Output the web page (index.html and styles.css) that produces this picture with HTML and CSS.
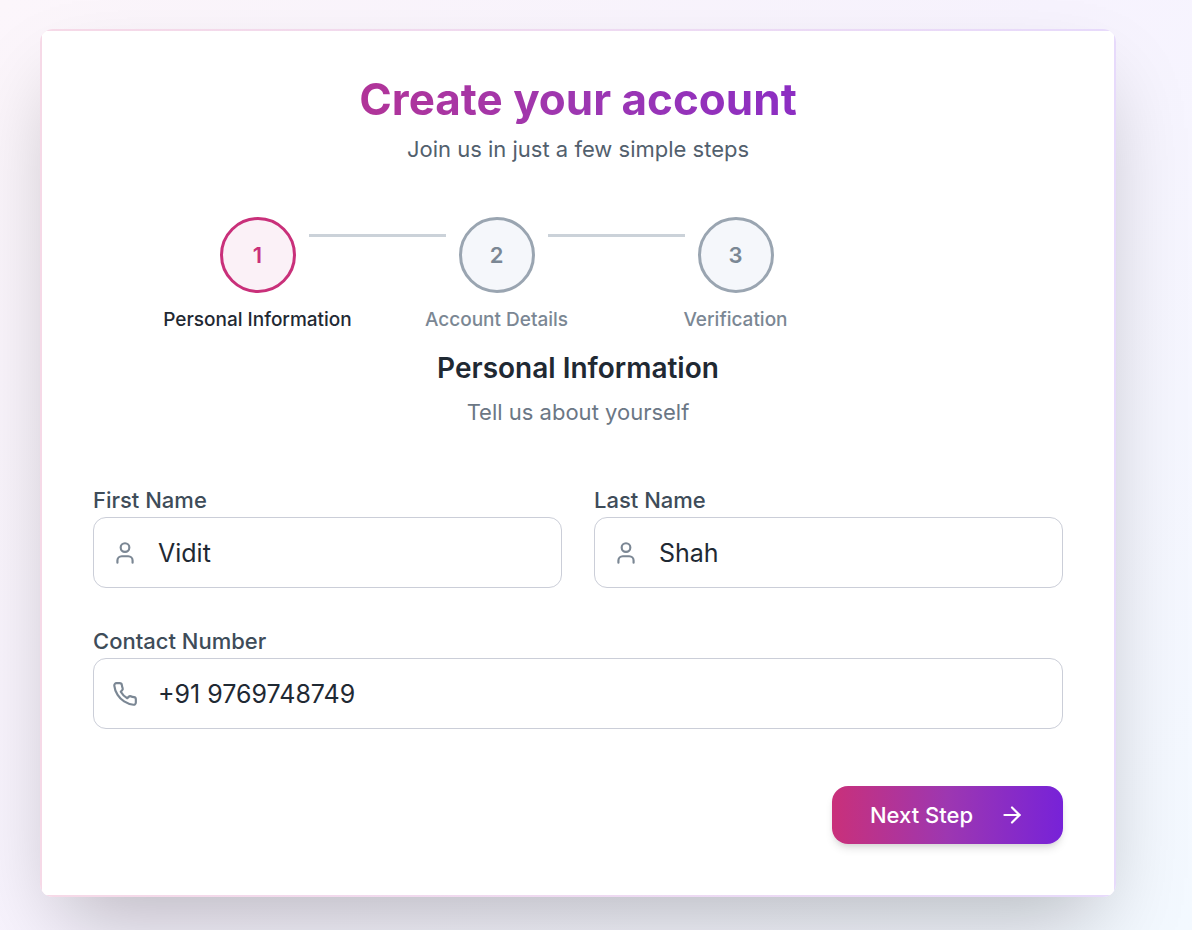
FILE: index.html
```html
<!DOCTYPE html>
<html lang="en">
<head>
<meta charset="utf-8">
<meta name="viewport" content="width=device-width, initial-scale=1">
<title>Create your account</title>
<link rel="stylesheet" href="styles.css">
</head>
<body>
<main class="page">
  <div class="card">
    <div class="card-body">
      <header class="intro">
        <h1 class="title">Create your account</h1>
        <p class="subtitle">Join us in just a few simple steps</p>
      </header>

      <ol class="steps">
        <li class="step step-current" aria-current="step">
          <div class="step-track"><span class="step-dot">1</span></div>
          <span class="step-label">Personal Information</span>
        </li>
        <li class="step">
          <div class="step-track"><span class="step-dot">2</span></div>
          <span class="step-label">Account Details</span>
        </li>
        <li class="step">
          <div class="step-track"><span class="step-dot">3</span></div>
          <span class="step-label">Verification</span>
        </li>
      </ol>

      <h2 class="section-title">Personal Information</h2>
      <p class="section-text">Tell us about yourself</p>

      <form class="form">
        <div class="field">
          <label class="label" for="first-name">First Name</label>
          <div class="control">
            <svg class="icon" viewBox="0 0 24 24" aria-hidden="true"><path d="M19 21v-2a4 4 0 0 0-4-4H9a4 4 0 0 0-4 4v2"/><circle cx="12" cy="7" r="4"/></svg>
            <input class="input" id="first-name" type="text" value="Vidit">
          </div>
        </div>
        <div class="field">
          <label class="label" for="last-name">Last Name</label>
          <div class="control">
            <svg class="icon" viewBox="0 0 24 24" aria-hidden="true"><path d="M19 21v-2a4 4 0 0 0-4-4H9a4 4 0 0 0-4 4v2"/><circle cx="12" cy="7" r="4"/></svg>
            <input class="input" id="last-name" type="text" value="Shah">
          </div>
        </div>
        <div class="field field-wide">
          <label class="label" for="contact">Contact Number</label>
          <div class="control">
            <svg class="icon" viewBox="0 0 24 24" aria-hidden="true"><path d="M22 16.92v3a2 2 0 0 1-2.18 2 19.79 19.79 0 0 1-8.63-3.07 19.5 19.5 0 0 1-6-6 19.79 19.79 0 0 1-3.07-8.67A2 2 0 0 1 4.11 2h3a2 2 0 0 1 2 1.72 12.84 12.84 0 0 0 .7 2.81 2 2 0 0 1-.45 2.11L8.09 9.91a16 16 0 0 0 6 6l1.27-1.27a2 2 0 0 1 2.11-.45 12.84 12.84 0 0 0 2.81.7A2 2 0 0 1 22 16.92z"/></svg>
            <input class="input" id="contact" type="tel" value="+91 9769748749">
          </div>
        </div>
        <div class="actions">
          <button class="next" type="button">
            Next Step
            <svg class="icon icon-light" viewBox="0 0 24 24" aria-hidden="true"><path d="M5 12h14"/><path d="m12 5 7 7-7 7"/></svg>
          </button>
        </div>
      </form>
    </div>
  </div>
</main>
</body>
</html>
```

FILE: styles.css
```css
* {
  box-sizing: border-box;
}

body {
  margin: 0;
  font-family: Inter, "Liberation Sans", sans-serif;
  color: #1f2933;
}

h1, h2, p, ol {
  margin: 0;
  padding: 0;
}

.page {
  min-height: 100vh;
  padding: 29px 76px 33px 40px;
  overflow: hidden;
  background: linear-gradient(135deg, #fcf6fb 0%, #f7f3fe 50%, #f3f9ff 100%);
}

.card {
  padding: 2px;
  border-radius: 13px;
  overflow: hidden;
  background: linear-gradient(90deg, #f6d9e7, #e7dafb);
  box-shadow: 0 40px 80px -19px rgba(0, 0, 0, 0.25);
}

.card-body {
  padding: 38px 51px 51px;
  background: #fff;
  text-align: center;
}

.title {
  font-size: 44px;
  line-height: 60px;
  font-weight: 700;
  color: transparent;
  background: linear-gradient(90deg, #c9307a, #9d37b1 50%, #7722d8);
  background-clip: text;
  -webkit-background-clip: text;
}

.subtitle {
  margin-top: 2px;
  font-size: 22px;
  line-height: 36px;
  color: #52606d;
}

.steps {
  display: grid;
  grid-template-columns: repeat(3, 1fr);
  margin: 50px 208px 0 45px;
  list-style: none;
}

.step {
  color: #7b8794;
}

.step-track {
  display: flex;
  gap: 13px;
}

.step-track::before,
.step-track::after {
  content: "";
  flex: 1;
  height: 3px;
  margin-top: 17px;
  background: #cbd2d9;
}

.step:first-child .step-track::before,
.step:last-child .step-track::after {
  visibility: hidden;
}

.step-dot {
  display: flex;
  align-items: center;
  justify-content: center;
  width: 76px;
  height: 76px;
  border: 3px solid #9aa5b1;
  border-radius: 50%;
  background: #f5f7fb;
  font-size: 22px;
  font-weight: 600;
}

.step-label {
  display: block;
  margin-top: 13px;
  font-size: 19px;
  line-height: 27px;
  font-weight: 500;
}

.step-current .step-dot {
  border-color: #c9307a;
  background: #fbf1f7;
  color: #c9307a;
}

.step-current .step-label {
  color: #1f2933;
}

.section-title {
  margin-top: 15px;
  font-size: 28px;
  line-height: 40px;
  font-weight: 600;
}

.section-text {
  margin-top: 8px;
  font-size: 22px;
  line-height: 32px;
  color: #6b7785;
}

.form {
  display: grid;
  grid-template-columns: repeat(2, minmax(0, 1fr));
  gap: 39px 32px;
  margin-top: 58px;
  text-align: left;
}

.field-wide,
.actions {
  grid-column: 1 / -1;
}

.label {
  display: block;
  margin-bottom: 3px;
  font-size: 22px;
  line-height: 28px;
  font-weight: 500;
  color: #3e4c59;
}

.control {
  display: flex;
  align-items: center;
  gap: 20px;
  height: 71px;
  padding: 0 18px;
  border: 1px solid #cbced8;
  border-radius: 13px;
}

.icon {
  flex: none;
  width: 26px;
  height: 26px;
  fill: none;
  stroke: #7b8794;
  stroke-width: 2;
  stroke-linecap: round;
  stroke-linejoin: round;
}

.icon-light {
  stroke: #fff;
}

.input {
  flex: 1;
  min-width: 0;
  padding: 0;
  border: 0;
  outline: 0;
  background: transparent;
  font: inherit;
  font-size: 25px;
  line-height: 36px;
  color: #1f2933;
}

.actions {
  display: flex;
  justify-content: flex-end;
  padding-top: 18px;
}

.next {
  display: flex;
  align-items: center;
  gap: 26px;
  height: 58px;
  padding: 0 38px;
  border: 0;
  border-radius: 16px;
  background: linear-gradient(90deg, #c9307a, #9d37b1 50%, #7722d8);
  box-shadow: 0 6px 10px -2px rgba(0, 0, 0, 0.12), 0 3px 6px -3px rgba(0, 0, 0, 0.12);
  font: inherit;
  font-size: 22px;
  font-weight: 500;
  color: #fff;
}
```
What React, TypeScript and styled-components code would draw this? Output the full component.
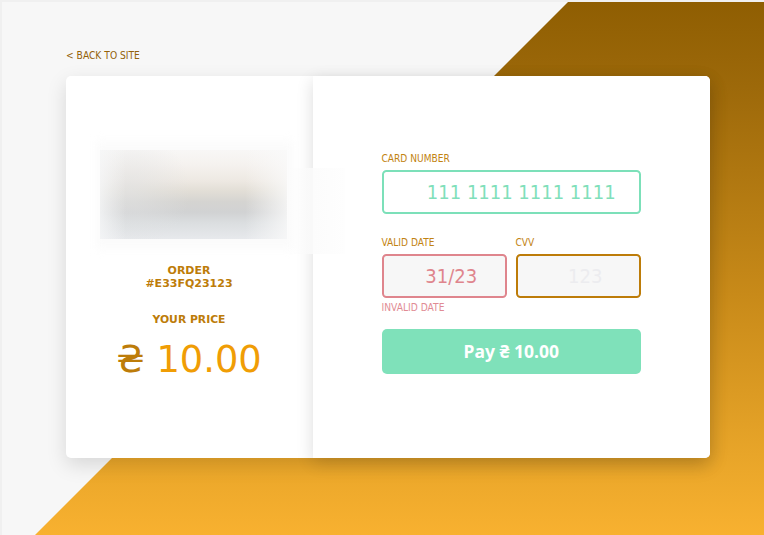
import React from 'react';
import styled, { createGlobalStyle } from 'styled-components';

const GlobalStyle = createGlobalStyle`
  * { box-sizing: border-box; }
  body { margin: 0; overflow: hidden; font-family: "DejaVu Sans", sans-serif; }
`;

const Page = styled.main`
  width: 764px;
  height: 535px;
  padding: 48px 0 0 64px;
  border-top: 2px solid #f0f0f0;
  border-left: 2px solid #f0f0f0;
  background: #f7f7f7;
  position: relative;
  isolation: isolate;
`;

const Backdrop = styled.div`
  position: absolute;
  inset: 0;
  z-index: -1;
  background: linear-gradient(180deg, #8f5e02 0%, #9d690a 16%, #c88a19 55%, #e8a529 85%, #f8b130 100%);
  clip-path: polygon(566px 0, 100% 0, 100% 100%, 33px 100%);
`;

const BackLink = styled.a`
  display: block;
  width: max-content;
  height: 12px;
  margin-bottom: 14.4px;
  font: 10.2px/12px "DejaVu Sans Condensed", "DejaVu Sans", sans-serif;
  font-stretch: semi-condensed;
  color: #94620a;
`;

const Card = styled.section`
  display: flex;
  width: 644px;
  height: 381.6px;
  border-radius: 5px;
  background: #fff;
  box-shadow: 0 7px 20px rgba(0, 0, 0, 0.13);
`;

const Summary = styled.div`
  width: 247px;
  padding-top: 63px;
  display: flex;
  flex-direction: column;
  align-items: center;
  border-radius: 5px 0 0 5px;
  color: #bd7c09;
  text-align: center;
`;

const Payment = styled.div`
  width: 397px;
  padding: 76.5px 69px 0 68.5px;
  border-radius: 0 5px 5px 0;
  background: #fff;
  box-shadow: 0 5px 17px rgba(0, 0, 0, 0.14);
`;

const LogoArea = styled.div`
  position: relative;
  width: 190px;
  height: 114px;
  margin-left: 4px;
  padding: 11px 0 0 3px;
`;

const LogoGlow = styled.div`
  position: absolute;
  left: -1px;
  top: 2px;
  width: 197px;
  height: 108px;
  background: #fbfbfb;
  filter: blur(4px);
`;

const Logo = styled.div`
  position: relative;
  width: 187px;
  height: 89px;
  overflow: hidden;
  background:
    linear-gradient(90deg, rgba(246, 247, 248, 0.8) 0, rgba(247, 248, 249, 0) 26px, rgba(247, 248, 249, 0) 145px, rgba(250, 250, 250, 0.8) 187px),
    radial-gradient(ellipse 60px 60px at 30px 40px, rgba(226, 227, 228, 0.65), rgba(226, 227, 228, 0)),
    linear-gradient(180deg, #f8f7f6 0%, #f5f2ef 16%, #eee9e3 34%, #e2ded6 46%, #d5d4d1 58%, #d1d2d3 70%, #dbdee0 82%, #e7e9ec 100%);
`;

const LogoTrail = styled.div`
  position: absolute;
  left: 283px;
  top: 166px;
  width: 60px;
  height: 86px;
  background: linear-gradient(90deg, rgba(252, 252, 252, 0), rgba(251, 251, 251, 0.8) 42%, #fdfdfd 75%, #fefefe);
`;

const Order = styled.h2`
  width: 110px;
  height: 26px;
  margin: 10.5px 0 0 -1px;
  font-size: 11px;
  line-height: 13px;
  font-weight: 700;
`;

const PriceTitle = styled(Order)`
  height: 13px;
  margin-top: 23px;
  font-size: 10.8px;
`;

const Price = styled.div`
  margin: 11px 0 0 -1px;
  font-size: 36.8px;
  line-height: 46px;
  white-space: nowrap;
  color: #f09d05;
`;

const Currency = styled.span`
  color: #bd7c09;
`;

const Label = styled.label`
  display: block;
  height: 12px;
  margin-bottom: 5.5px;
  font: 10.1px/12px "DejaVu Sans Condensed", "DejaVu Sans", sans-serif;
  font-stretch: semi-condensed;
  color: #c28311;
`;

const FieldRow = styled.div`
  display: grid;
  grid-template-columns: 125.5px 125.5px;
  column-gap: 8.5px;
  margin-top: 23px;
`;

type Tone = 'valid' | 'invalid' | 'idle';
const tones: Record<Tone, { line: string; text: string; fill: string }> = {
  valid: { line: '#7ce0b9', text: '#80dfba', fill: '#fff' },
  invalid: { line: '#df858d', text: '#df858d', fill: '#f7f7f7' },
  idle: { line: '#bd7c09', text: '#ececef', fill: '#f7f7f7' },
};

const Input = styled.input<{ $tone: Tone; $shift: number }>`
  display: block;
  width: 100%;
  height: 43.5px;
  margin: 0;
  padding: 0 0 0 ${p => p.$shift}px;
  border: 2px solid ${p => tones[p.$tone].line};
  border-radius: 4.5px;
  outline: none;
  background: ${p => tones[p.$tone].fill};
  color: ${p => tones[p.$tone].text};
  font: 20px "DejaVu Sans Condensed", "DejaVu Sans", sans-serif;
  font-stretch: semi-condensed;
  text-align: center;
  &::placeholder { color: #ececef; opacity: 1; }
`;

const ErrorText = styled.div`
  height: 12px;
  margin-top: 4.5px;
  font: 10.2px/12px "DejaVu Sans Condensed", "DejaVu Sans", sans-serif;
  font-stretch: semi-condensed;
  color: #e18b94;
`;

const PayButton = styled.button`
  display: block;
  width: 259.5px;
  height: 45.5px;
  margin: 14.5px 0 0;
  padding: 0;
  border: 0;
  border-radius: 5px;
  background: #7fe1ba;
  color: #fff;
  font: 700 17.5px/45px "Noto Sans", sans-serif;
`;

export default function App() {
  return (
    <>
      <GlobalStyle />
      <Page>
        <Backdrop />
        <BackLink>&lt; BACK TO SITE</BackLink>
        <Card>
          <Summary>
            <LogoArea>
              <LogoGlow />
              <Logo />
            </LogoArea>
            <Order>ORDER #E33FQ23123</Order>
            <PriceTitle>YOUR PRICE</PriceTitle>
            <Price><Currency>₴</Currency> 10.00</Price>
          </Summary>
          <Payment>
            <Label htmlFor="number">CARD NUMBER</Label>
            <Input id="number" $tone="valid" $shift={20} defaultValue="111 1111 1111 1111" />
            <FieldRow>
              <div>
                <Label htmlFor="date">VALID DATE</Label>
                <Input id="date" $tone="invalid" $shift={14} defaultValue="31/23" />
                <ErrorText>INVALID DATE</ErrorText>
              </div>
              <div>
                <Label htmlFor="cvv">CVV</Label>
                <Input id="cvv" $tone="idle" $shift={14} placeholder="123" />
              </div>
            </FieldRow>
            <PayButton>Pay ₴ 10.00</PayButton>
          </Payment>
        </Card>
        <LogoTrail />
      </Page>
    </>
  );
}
- - - - -
EXERCISE AIM
In the entries above, find every line with the word "index" and list it.

TASK OUTPUT
Output the web page (index.html and styles.css) that produces this picture with HTML and CSS.
FILE: index.html
  z-index: -1;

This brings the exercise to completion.